Fisher's stance is neither surprising nor sensible. Receivers were part of the problem on three of Keenum's picks, but that doesn't account for the other 52 passing plays that mostly led nowhere. The Rams failed to score on their final 11 drives. Keenum knew that his final throw was hardly his team's only failure.
"I've got to give our guys a chance," a dejected Keenum said after the loss. "A few plays before that, we had some chances, too. A little bit better balls. I think Mike Thomas scores if I throw a better ball on that, and I think Bradley (Marquez) scores if I throw a little better ball on that, too."
That sort of leadership is one reason why Fisher continues to stand by Keenum. Loyalty is a laudable trait in a head coach and one of the reasons why players love playing for Fisher. But players love to win above all, and it became increasingly clear in the second half that this was not Keenum's day.
Offensive coordinator Rob Boras has been resourceful the last few weeks manufacturing yards, and his team had its chances for more Sunday. Keenum missed Kenny Britt streaking wide open for a potential score on the first play of the second half. Three punts and one interception later, Keenum threw a pop fly to Quick, who had broken open in the end zone. By the time the ball fluttered back down to Earth, Quick was playing defense in an effort to prevent an interception. Keenum went deep again on the very next play and was picked off.
That was Fisher's moment to make a dramatic change. To rouse a sellout crowd that watched eleven straight punts and give his No. 1 overall pick a chance to do something special. For a team that has such an aggressive mindset defensively, the Rams are consistently cautious on offense.
Three times on Sunday, Fisher passed on a chance to go for fourth-and-short in Giants territory. Those decisions lay bare the enigma of these Rams: They have the confidence to stick with Keenum after the game but not enough confidence to convert first downs. Keenum is hardly the only reason why the Rams have lost three straight, but he wasn't the reason they started the season 3-1, either.
This is a team squarely in the middle of the NFL, with six straight games that have come down to the final series. Considering the team's minus-34 point differential, the Rams are lucky to be 3-4.

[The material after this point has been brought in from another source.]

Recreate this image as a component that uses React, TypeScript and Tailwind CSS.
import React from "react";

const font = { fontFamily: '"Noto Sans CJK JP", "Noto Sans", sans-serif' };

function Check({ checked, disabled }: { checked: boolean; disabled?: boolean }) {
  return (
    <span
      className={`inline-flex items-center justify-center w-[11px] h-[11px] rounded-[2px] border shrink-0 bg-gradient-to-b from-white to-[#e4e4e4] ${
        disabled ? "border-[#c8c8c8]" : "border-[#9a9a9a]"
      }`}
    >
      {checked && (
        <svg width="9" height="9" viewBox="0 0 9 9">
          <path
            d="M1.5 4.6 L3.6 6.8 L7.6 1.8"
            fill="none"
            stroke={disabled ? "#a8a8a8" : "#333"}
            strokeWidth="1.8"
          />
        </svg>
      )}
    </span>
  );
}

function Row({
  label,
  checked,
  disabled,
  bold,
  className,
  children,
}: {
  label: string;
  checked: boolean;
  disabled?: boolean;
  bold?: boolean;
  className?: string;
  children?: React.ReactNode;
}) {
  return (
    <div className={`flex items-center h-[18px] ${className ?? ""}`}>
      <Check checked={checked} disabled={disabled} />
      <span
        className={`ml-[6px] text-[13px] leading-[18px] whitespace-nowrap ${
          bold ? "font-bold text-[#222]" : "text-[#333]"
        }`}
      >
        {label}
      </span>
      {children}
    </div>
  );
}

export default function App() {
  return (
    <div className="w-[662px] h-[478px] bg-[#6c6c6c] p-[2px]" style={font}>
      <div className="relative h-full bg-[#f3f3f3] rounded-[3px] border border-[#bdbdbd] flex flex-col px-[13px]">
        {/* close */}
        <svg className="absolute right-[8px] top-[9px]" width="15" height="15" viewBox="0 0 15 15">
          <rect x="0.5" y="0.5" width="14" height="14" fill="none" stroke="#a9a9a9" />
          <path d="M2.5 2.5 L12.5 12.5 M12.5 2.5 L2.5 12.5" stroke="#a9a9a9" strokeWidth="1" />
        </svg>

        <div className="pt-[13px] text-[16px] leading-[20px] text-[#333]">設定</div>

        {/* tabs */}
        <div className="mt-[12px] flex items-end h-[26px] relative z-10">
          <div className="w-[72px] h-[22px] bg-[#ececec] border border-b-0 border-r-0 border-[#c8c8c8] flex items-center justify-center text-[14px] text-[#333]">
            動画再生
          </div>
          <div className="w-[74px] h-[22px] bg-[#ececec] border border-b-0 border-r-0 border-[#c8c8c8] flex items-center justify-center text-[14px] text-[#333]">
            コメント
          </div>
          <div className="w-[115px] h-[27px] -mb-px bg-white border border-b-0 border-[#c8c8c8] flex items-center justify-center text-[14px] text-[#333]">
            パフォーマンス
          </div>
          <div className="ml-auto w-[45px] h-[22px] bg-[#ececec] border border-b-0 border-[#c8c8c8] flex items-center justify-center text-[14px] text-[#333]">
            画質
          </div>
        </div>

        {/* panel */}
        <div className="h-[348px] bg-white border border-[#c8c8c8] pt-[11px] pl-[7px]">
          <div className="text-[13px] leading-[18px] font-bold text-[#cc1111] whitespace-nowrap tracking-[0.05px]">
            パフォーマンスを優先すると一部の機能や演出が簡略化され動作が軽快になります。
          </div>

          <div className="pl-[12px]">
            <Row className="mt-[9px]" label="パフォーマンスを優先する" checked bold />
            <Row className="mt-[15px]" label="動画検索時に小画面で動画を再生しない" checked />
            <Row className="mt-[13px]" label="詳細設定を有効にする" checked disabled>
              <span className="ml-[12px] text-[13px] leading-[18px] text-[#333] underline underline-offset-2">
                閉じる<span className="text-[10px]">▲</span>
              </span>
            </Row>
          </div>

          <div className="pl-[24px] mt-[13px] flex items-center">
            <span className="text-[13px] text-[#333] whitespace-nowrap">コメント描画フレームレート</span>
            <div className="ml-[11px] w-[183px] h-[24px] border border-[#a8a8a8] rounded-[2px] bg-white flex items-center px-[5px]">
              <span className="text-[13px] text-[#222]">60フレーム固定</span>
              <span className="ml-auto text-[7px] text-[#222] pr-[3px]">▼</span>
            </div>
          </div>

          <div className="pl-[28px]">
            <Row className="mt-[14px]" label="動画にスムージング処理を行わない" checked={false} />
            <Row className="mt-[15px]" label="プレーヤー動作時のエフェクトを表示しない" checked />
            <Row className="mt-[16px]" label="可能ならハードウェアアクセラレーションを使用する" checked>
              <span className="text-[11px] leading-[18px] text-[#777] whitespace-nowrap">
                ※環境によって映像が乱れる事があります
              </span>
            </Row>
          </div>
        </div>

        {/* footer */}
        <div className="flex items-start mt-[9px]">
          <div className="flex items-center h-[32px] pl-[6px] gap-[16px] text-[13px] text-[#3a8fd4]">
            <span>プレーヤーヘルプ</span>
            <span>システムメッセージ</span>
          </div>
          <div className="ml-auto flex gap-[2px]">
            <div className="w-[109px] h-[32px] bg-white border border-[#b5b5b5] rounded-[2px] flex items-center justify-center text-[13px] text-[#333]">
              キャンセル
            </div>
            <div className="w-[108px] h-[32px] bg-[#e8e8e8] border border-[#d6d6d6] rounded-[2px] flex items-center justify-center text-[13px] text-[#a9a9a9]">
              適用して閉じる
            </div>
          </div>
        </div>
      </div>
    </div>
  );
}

This wandering Rams season, so full of disruption, begs for understanding, if not excuse-making. Even halfway across the world in a supposed home game, they were relative afterthoughts to the Odell Beckham show. Giants fans turned out in numbers, creating perhaps the loudest atmosphere in the history of the International Series. The crowd noise had a direct impact on a Rams false-start penalty late in the fourth quarter and contributed to the Rams needing to burn timeouts.
Yet, no matter which obstacles the Rams have faced this year, the lack of faith in Goff's readiness to play stands as a disappointment. He was drafted as a presumptive starter, with the billing that he was more "pro ready" than Carson Wentz. The Rams gave up two first-round picks, two second-round picks and two third-round picks for Goff because they believed he could snap Fisher's seven-quarterback losing streak, but they don't believe in him enough yet to start him over Keenum, who has eight passing touchdowns and 10 interceptions on the season.

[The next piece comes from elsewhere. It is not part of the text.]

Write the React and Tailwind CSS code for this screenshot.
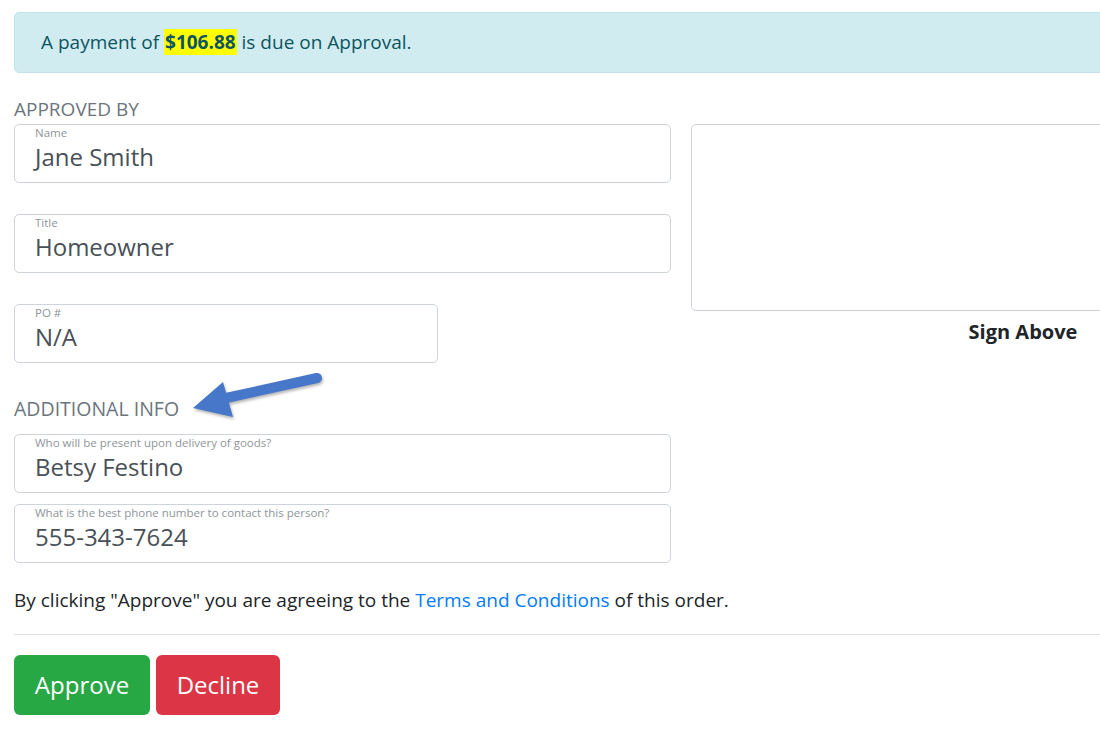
import React from "react";

function Field({ label, value, className = "" }) {
  return (
    <div className={`flex h-[59px] flex-col rounded-[5px] border border-[#ced4da] bg-white px-[20px] pt-[2px] ${className}`}>
      <span className="text-[11.5px] leading-[12px] text-[#8f959a]">{label}</span>
      <span className="mt-[3px] text-[24px] leading-[30px] text-[#495057]">{value}</span>
    </div>
  );
}

export default function App() {
  return (
    <div className="relative h-[729px] w-[1100px] overflow-hidden bg-white font-['Open_Sans',sans-serif] text-[#212529]">
      <div className="w-[1341px] px-[14px] pt-[12px]">
        <div className="flex h-[61px] items-center rounded-[5px] border border-[#bee5eb] bg-[#d1ecf1] px-[26px] text-[19px] text-[#0c5460]">
          <span>
            A payment of <mark className="bg-[#ffff00] px-[1px] font-bold text-[#0c5460]">$106.88</mark> is due on Approval.
          </span>
        </div>

        <div className="mt-[24px] flex">
          <div className="w-[657px] shrink-0">
            <div className="text-[19px] leading-[24px] text-[#6c757d]">APPROVED BY</div>
            <Field className="mt-[3px]" label="Name" value="Jane Smith" />
            <Field className="mt-[31px]" label="Title" value="Homeowner" />
            <Field className="mt-[31px] w-[424px]" label="PO #" value="N/A" />
            <div className="mt-[34px] text-[19.5px] leading-[24px] text-[#6c757d]">ADDITIONAL INFO</div>
            <Field className="mt-[13px]" label="Who will be present upon delivery of goods?" value="Betsy Festino" />
            <Field className="mt-[11px]" label="What is the best phone number to contact this person?" value="555-343-7624" />
          </div>
          <div className="ml-[20px] mt-[27px] w-[664px] shrink-0">
            <div className="h-[187px] rounded-[5px] border border-[#ced4da]" />
            <div className="mt-[9px] text-center text-[20px] font-bold leading-[24px] text-[#212529]">Sign Above</div>
          </div>
        </div>

        <p className="mt-[22px] text-[19px] leading-[30px] text-[#212529]">
          By clicking "Approve" you are agreeing to the <a className="text-[#007bff]">Terms and Conditions</a> of this order.
        </p>
        <hr className="mt-[19px] border-t border-[#e2e2e2]" />
        <div className="mt-[20px] flex gap-[6px]">
          <button className="h-[60px] w-[136px] rounded-[6px] bg-[#28a745] text-[24px] text-white">Approve</button>
          <button className="h-[60px] w-[124px] rounded-[6px] bg-[#dc3545] text-[24px] text-white">Decline</button>
        </div>
      </div>

      <svg className="absolute left-[180px] top-[360px]" width="160" height="70" viewBox="0 0 160 70" style={{ filter: "drop-shadow(1px 2px 1.5px rgba(0,0,0,0.3))" }}>
        <line x1="46" y1="38" x2="137" y2="18" stroke="#4677c8" strokeWidth="10" strokeLinecap="round" />
        <polygon points="13,48 43,22 53,57" fill="#4677c8" />
      </svg>
    </div>
  );
}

"Jared is going to play when we feel Jared is ready," Fisher said.
NFL Network's Steve Wyche reported during the week that Goff has taken significant strides in practice since Week 1, and the team is ready to increase his practice reps starting with the Rams' upcoming bye. That's a sign the Rams are feeling optimistic about Goff behind the scenes, and they recognize developing their quarterback is a crucial component to their season. They just refuse to commit to that development like the Giants did back when they elevated Eli Manning as a rookie in 2004.
Instead, the Rams continue to stay the course, deflecting issues like the Giants did to 12 Keenum passes on Sunday. Fisher noted that left tackle Greg Robinson "needs to learn" to avoid penalties, yet it's Robinson's third season since being taken No. 2 overall. Fisher was quick to point out this is not a veteran Rams team, but they have been the youngest team in the NFL for seasons running.
At some point soon, Fisher needs to show he is capable of change.